When it comes to the needs of the broader population, water privatization has a global history of failure over the past several decades. A study by Food and Water Watch found that private water utilities charge an average of 59 percent more for water and 63 percent more for sewage than public utilities. Rate increases far outpaced the rate of inflation, typically reaching 18 percent every two years. This increased the annual water bill for households by an average of $300. Overall, water privatization has played a larger role in the increasing of water rates than drought or system aging.
This increase in cost is primarily attributed to the need of private corporations to extract a profit from their operations, as well as the financial interests of Wall Street. A typical public water infrastructure project is funded through municipal bonds with an interest rate of 4 percent. According to Food and Water Watch, however, “Private water companies use a mix of equity and corporate debt. This mix has a weighted average cost that ranges from 7.5% to 14% or higher. So, in total, over 30 years, private financing is nearly 1.5 to 2.5 times as expensive as public financing. It adds $0.8 million to $2.5 million onto the total cost of every $1 million investment.” In total, “Corporate profits, dividends and income taxes can add 20 to 30% to operation and maintenance costs.”
A report by the Transnational Institute (TNI), Public Services International Research Unit and the Multinational Observatory found that over the past decade, 180 cities across 35 countries have returned their water systems to public ownership from private. More than 100 of these were in the United States and France. While the Small Planet Institute found that water and sewage privatizations over a five-year period had a “failure” rate of 34 percent.
An ever growing body of research has found that the common thread of water privatization has been one of higher rates, poorer quality, and ultimate failure around the globe. So why then is the Biden administration endorsing water privatization?
NIAC Chair Adebayo Ogunlesi is the chairman and chief executive officer of Global Infrastructure Partners (GIP), which has $84 billion in managed assets, including a close partnership with the Suez Group, a leading enterprise in private water utilities around the world. He also spent 23 years working for the global investment bank Credit Suisse, which has championed increasing water rates around the world. The rest of the NIAC is composed of a host of industry executives and experts from a broad array of engineering and infrastructure fields, including David Gadis, who is the general manager and CEO of DC Water.

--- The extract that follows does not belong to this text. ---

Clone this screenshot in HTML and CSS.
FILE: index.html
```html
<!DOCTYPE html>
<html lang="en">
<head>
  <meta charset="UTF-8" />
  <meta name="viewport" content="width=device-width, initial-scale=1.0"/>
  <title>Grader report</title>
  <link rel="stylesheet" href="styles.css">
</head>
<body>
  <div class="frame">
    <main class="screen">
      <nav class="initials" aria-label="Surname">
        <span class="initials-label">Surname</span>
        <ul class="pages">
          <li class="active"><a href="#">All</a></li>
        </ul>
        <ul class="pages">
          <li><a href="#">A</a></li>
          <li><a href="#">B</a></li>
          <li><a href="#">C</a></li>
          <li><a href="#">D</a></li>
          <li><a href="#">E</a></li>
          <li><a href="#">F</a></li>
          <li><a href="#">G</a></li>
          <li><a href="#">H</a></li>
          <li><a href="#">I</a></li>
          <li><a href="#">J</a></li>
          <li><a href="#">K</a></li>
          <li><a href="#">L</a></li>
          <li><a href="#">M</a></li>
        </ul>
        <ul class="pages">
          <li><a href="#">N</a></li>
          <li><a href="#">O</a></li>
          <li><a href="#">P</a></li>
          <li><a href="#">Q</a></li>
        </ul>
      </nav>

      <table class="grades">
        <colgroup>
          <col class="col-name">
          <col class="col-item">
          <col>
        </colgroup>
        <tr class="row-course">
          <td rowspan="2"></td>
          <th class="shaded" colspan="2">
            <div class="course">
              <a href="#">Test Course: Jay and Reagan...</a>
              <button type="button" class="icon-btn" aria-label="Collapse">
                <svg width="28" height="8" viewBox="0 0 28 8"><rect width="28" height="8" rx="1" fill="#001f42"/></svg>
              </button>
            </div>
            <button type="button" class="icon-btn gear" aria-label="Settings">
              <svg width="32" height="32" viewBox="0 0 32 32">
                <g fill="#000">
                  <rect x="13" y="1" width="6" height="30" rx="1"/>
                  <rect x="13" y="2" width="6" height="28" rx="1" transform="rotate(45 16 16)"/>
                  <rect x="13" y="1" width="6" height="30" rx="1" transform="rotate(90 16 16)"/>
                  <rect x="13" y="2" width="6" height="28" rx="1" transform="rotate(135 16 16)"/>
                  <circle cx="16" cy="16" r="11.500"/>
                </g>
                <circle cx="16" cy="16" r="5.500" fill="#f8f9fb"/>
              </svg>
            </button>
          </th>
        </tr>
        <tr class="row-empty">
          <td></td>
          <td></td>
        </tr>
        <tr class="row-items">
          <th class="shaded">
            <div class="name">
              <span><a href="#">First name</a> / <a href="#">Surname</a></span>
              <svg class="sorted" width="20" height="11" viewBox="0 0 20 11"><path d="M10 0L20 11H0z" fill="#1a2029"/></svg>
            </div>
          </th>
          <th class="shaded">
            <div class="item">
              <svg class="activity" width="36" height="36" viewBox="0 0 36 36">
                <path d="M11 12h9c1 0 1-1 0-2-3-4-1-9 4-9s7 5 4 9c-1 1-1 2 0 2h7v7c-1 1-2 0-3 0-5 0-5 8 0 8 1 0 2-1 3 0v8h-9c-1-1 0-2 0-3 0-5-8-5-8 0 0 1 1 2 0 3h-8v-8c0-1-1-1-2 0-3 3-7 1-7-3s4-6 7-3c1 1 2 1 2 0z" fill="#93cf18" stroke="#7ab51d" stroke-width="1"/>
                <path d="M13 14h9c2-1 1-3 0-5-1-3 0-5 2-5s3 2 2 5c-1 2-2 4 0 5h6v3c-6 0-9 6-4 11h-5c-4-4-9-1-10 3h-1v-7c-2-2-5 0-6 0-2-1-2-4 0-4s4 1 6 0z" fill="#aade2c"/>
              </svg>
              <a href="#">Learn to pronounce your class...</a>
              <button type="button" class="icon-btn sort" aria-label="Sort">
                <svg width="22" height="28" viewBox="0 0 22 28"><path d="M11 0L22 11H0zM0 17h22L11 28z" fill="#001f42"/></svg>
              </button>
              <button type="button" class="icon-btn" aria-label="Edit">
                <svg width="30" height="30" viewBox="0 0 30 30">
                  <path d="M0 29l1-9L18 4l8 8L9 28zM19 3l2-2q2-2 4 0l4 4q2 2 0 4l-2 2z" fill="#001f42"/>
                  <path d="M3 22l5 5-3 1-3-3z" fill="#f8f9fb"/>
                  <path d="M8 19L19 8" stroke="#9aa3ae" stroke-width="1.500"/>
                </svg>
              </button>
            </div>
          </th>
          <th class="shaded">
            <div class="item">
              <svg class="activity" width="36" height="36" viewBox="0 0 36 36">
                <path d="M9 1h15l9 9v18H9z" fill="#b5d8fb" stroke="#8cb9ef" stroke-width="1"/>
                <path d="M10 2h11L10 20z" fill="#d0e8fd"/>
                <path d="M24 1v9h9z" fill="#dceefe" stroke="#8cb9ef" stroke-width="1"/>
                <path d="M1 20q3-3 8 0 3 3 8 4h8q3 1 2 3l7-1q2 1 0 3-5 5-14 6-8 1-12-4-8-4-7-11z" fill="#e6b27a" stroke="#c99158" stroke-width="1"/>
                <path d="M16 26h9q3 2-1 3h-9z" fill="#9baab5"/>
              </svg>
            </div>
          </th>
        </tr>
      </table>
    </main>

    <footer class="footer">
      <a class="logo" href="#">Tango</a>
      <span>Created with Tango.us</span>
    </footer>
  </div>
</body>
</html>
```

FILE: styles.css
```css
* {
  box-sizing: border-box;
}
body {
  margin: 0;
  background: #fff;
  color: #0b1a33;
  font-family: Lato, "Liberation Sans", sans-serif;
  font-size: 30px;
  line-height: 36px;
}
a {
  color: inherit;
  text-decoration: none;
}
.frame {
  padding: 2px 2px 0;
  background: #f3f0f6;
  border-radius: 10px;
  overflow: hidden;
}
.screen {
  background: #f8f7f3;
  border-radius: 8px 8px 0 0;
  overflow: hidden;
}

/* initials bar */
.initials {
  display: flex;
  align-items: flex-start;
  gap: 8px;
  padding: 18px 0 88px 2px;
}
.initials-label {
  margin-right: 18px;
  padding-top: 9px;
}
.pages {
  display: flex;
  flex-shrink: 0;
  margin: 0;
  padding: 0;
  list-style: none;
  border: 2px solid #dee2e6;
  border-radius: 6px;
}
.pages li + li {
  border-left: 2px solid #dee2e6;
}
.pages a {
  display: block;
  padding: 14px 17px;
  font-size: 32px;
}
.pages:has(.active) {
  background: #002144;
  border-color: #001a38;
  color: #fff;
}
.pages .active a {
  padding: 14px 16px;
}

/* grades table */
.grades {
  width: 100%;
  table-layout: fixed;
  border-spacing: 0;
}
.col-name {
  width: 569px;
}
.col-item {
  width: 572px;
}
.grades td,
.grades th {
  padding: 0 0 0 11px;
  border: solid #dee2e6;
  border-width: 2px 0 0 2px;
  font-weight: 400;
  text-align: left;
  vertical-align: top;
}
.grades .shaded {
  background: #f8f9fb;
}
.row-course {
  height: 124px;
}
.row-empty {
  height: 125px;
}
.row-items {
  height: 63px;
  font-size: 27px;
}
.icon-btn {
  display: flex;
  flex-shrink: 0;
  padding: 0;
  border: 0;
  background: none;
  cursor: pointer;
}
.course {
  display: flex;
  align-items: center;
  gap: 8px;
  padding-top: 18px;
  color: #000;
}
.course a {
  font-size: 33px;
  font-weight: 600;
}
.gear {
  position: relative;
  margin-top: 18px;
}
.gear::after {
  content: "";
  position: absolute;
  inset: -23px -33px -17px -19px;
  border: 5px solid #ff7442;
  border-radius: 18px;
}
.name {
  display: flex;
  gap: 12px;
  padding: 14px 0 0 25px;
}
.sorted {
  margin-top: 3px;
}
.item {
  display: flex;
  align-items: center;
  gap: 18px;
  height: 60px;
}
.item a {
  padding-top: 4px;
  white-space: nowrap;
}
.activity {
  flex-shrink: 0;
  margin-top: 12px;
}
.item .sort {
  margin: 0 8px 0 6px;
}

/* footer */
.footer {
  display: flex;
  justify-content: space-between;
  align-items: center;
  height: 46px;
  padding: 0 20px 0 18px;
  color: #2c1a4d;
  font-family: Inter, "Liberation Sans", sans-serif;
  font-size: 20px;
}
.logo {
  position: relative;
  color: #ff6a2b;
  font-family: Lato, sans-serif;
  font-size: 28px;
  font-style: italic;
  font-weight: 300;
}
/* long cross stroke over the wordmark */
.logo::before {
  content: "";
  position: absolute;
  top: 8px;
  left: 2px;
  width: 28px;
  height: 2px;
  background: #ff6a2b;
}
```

The call for privatization has clearly come, not from any scientific basis, but purely out of the financial interests of the capitalist class. There are billions to be made in the water industry, especially as the American Southwest struggles with a more than 20-year-long drought.
Political calls to expand water privatization are nothing new, but the open calls from Biden’s NIAC to remove barriers to privatization and to open public funding for privatized utilities are a stark indication of the growing financial crisis in the United States.

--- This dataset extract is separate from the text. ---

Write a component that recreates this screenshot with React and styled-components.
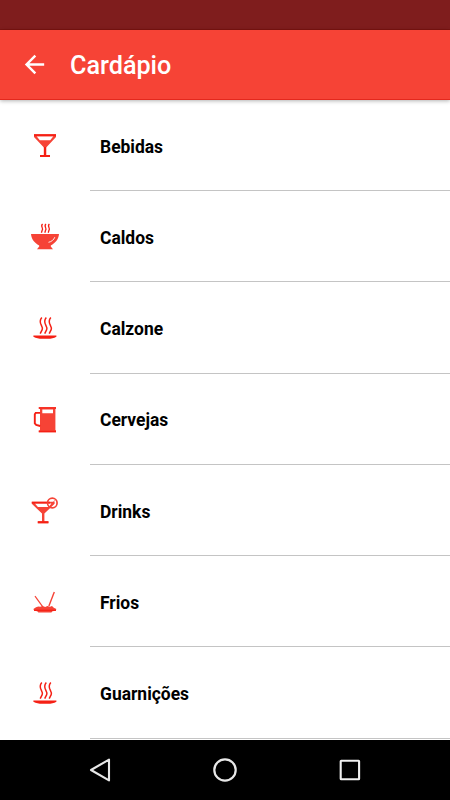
import React from "react";
import styled, { createGlobalStyle } from "styled-components";

const GlobalStyle = createGlobalStyle`
  * { box-sizing: border-box; }
  body { margin: 0; background: #fff; font-family: Roboto, "Noto Sans", sans-serif; }
`;

const Screen = styled.div`
  display: flex;
  flex-direction: column;
  width: 450px;
  height: 800px;
  overflow: hidden;
  background: #fff;
`;

const StatusBar = styled.div`
  flex: none;
  height: 30px;
  background: #7f1d1d;
  border-bottom: 1px solid #7c1310;
`;

const AppBar = styled.header`
  flex: none;
  display: flex;
  align-items: center;
  gap: 20px;
  height: 70px;
  padding-left: 20px;
  background: #f64336;
  border-bottom: 1px solid #e3281d;
  box-shadow: 0 1px 4px rgba(0, 0, 0, 0.3);
  z-index: 1;
`;

const BackButton = styled.button`
  display: flex;
  width: 30px;
  height: 30px;
  padding: 0;
  border: 0;
  background: none;
`;

const Title = styled.h1`
  margin: 0;
  padding-top: 2px;
  color: #fff;
  font-size: 25.2px;
  line-height: 30px;
  font-weight: 500;
`;

const List = styled.ul`
  flex: 1;
  min-height: 0;
  margin: 0;
  padding: 0;
  list-style: none;
  overflow: hidden;
`;

const Row = styled.li`
  display: flex;
  height: 91.22px;
`;

const IconCell = styled.div`
  display: flex;
  justify-content: center;
  width: 90px;
  padding-top: 30px;
`;

const Label = styled.div`
  flex: 1;
  padding: 34.7px 0 0 10px;
  border-bottom: 1px solid #c4c4c4;
  color: #000;
  font-size: 17.45px;
  line-height: 25px;
  font-weight: 700;
`;

const Glyph = styled.svg`
  display: block;
  width: 30px;
  height: 30px;
  overflow: visible;
  fill: ${(p) => p.$fill || "none"};
  stroke: ${(p) => p.$stroke || "none"};
`;

const BackArrow = styled(Glyph)`
  width: 29px;
  height: 29px;
`;

const NavBar = styled.nav`
  flex: none;
  display: flex;
  justify-content: center;
  align-items: center;
  gap: 95px;
  height: 60px;
  background: #000;
`;

const RED = "#f64336";
const EDGE = "#f52015";

const Martini = () => (
  <Glyph viewBox="0 0 30 30" $fill={RED}>
    <path fillRule="evenodd" d="M4 4.3H26V7L16.2 17.4V25H20V27H10V25H13.9V17.4L4 7ZM6.6 6.3L9.8 10.2H20.2L23.4 6.3Z" />
    <path d="M4 4.3H26V6.3H4ZM10 25H20V27H10ZM13.9 17H16.1V26H13.9Z" fill={EDGE} />
  </Glyph>
);

const Soup = () => (
  <Glyph viewBox="0 0 30 30" $fill={RED}>
    <path d="M1 13H29C28.7 18 25.5 22 20.8 24.5V25.5L23 28.3H7L9.2 25.5V24.5C4.5 22 1.3 18 1 13Z" />
    <path d="M18.5 21.3C21.8 20.6 23.7 18.8 24.8 16.2" fill="none" stroke="#fff" strokeWidth="0.9" />
    <path d="M12.6 3C9.8 5.3 14 7.2 12.2 9.2L11.4 11.7M16 3C13.2 5.3 17.4 7.2 15.6 9.2L14.8 11.7M19.4 3C16.6 5.3 20.8 7.2 19 9.2L18.2 11.7" fill="none" stroke={EDGE} strokeWidth="1.3" />
  </Glyph>
);

const HotPlate = () => (
  <Glyph viewBox="0 0 30 30" $fill={EDGE}>
    <path d="M3.4 23.5H26.4V24.7C24 26.3 21 26.7 18 26.7H12C9 26.7 6 26.3 3.4 24.7Z" />
    <path d="M11.8 5.4C6.9 11.1 14 14.1 12.2 17.7L10.2 21.7M16.3 5.4C11.4 11.1 18.5 14.1 16.7 17.7L14.7 21.7M20.8 5.4C15.9 11.1 23 14.1 21.2 17.7L19.2 21.7" fill="none" stroke={EDGE} strokeWidth="1.5" />
  </Glyph>
);

const Beer = () => (
  <Glyph viewBox="0 0 30 30" $fill={RED}>
    <path fillRule="evenodd" d="M8.8 3.2H26V5H25.4V26.3H26V28.2H8.8V26.3H10V5H8.8ZM12.3 5.4V9.3H23V5.4Z" />
    <path d="M8.8 3.2H26V4.6H8.8ZM8.8 26.8H26V28.2H8.8Z" fill={EDGE} />
    <path d="M10.2 8.9H5.7L4.8 10.3V19.3L6.2 20.8L10.2 22" fill="none" stroke={EDGE} strokeWidth="1.9" />
  </Glyph>
);

const Cocktail = () => (
  <Glyph viewBox="0 0 30 30" $fill={RED}>
    <path fillRule="evenodd" d="M1.8 6.8H24.6V8.8L14.4 18.6V26.2H18.4V28.2H7.8V26.2H12V18.6L1.8 8.8ZM4.9 8.5L7.9 11.9H18.5L21.5 8.5Z" />
    <path d="M1.8 6.8H20V8.5H1.8ZM7.8 26.3H18.4V28.2H7.8Z" fill={EDGE} />
    <circle cx="22.3" cy="8" r="4.8" fill="none" stroke={RED} strokeWidth="1.7" />
    <path d="M22.3 8L25.6 4.8M22.3 8L20.4 11.5" fill="none" stroke={RED} strokeWidth="0.7" />
  </Glyph>
);

const Platter = () => (
  <Glyph viewBox="0 0 30 30" $fill={RED}>
    <path d="M3.4 22.9L6 21.2L8.3 20.5L10.3 20.8L12.7 20.1L15.2 20.9L17.4 20.1L20 20.8L22 20.1L23.8 21.7L26.4 23L25.6 24.7L22.5 25.2L21.4 26.4H8.4L7.2 25.2L4.2 24.7Z" />
    <path d="M5 10.2L12.8 20.8" stroke={RED} strokeWidth="1.2" />
    <path d="M24.3 6L18.9 20" stroke={RED} strokeWidth="1.4" />
    <path d="M4 24.3H26" stroke={EDGE} strokeWidth="1.2" />
  </Glyph>
);

const items = [
  ["Bebidas", Martini],
  ["Caldos", Soup],
  ["Calzone", HotPlate],
  ["Cervejas", Beer],
  ["Drinks", Cocktail],
  ["Frios", Platter],
  ["Guarnições", HotPlate],
];

export default function App() {
  return (
    <>
      <GlobalStyle />
      <Screen>
        <StatusBar />
        <AppBar>
          <BackButton aria-label="Voltar">
            <BackArrow viewBox="0 0 24 24" $fill="#fff">
              <path d="M20 11H7.83l5.59-5.59L12 4l-8 8 8 8 1.41-1.41L7.83 13H20v-2z" />
            </BackArrow>
          </BackButton>
          <Title>Cardápio</Title>
        </AppBar>
        <List>
          {items.map(([name, Icon]) => (
            <Row key={name}>
              <IconCell>
                <Icon />
              </IconCell>
              <Label>{name}</Label>
            </Row>
          ))}
        </List>
        <NavBar>
          <Glyph viewBox="0 0 30 30" $stroke="#e8e8e8">
            <path d="M24 4.6V25.4L6 15Z" strokeWidth="2.1" strokeLinejoin="round" />
          </Glyph>
          <Glyph viewBox="0 0 30 30" $stroke="#e8e8e8">
            <circle cx="15" cy="15" r="10.7" strokeWidth="2.2" />
          </Glyph>
          <Glyph viewBox="0 0 30 30" $stroke="#f0f0f0">
            <rect x="5.7" y="5.8" width="18.4" height="18.4" rx="0.5" strokeWidth="2.1" />
          </Glyph>
        </NavBar>
      </Screen>
    </>
  );
}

In tandem with its efforts to suppress wage growth and trigger a spike in unemployment, the Biden administration and Wall Street are desperate to open up new paths for the extraction of wealth from the working class. The privatization of water utilities and their conversion into regional conglomerates will be a disaster for the working class as water rates skyrocket and the quality of service declines. Once privatized, Wall Street will gut funding for service improvements and maintenance and funnel every dollar it can to the funding of exorbitant corporate salaries.
The poorest in the United States will bear the brunt of the consequences. Low income households under private water utilities pay an average of 4.4 percent of their income on water each year, about 1.5 percentage points more than cities with public utilities.
No positive change will occur under any regime of water privatization. The only solution to the decline in the American infrastructure is the expropriation of Wall Street and the capitalist class, turning their vast hoarded wealth into extensive funding to provide high quality water to all as a social right. Existing utilities are woefully underfunded and often tolerate unsafe levels of contaminants in their water.
Nearly a decade after the beginning of the Flint water crisis, the city still does not have safe drinking water. So long as the social needs of the working class are subordinated to the profit interests of the capitalist system as a whole, water infrastructure will continue to degrade and fail to meet the needs of the population.
Water privatization will only exacerbate the increasingly dire situation of American infrastructure and further deepen the water crisis facing many American cities.